It is often stated that Germany’s universities of applied science, known as Fachhochschulen, underpin its widely envied industrial success.
The question that is less commonly asked is: “Industrial success for whom?” As someone who moved from the UK to Germany in 2011 for a teaching position at a Fachhochschule, I would say that these institutions turn out high-performing but poorly paid workers with few career prospects. Students are equipped with the skills to work but not the competencies or confidence to be promoted.
This is very good for many companies – employees request fewer pay rises and are easier to manage – but it limits upward social mobility. Statistics bear this out. The number of academic overachievers from poor households is lower in Germany than it is in the UK, and entry to postgraduate degrees is very low among children of the less educated, who are more likely to end up in a Fachhochschule than a university.
So it might be wise for other countries to pause before rushing ahead with attempts to replicate the German system.
In England, Theresa May’s tertiary education review, which seeks to “deliver the advanced technical skills that [the UK] economy requires”, has raised suggestions that some form of the German model might be the answer. However, the German and English systems have major differences: in Germany, many more people study beyond the age of 18 – usually locally – and large numbers of graduate jobs are not particularly well paid. This is sustainable in Germany because no one pays tuition fees, but it would not easily translate to a system where annual fees exceed £9,000.
The investment of fewer resources per student also leads to a more brutal system than the UK’s. Students are expected to solve their own problems, which can feed inequality because those with more educated parents have the inbuilt advantage of knowing how to navigate the system. This is quite different from the vision of universities acting “in loco parentis” recently put forward by Sam Gyimah, England’s universities minister.
But the biggest difference between Germany and the UK is the widespread acceptance by the community of the two-tier higher education system. This is not something that English ministers could legislate into existence, and the long-standing British belief that technical education is second-class education lies behind the post-1992 conversion of the polytechnics – which Fachhochschulen resemble – into universities.
But the German sector’s great strength is also its greatest weakness: its popular acceptance means that institutions are seldom held to account. Even when their flaws are acknowledged, they are still held in great regard.
German universities are all broadly supposed to deliver the same level of teaching – with institutional hierarchies much less apparent than in the UK. The same is true of Fachhochschulen. So converting to this system would require a levelling of UK universities – old and new – that is unlikely to happen.

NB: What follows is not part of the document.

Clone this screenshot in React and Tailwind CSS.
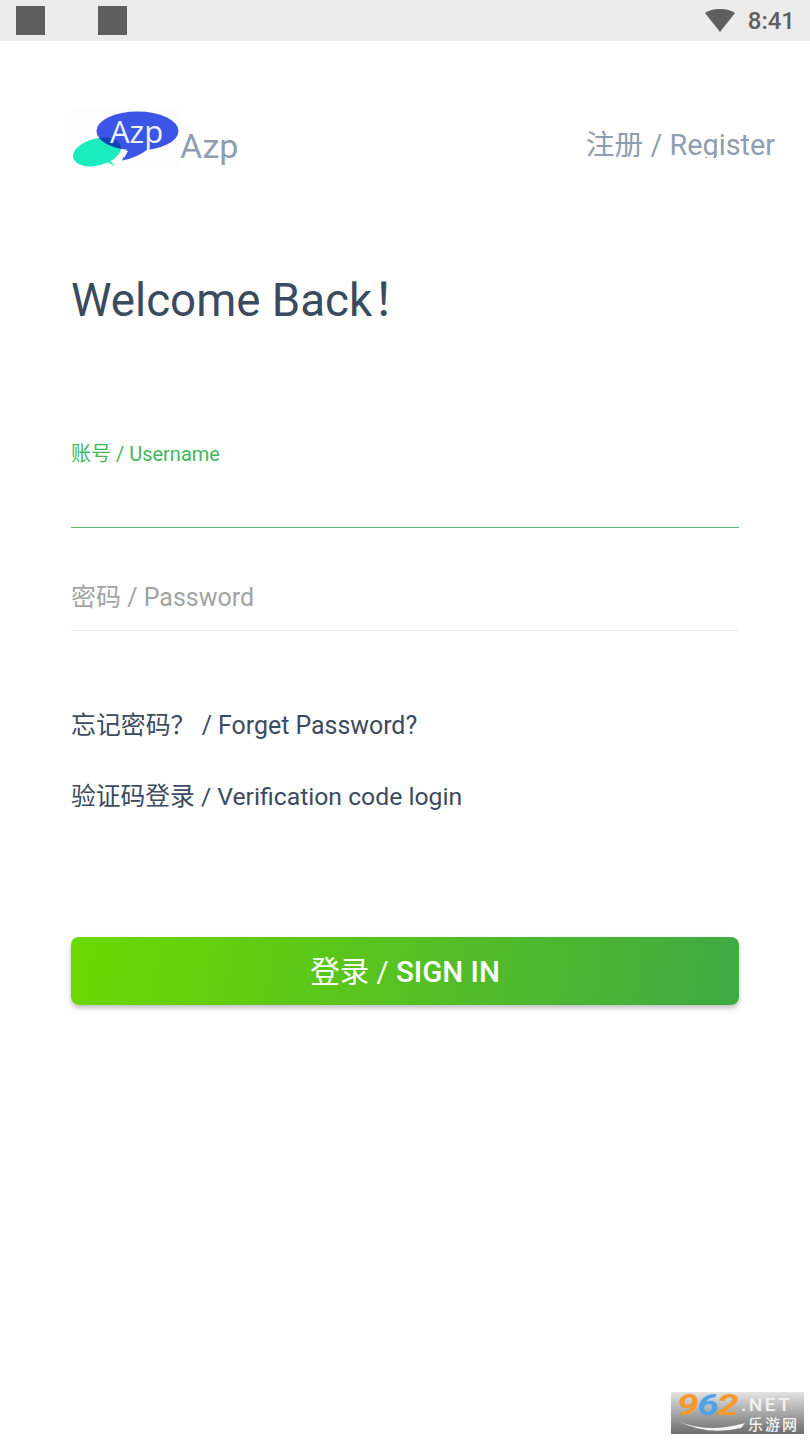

Then there is the issue of differentiation. Fachhochschulen and universities have peacefully co-existed for decades. However, both have recently broadened their offers, with the result that they are starting to overlap. Universities are under pressure to be more applied, while the Fachhochschulen, aware that jobs for life are no longer common, are becoming more academic.
Other doubts about the system linger, too. Since 1970, Germany has won far fewer Nobel prizes than the UK despite having a larger population and spending more on research. It seems logical that this could be a result of concentrating on applied research. And there is some evidence that the best international students choose not to come to Germany, in part because of the way its education system is built.
That system certainly has some advantages, but it is by no means clear that duplicating it would be necessary to build an ecosystem of small and medium-sized industries to rival Germany’s fabled Mittlestand.
Moreover, the English and German education systems have advantages and disadvantages that result from decades, if not centuries, of public and industrial policy. Any attempt to adopt the German system in England would result, at best, in the substitution of one set of flaws for another.
Neil Shirtcliffe is a professor of biomaterials science at Rhine-Waal University of Applied Sciences in Kleve, Germany.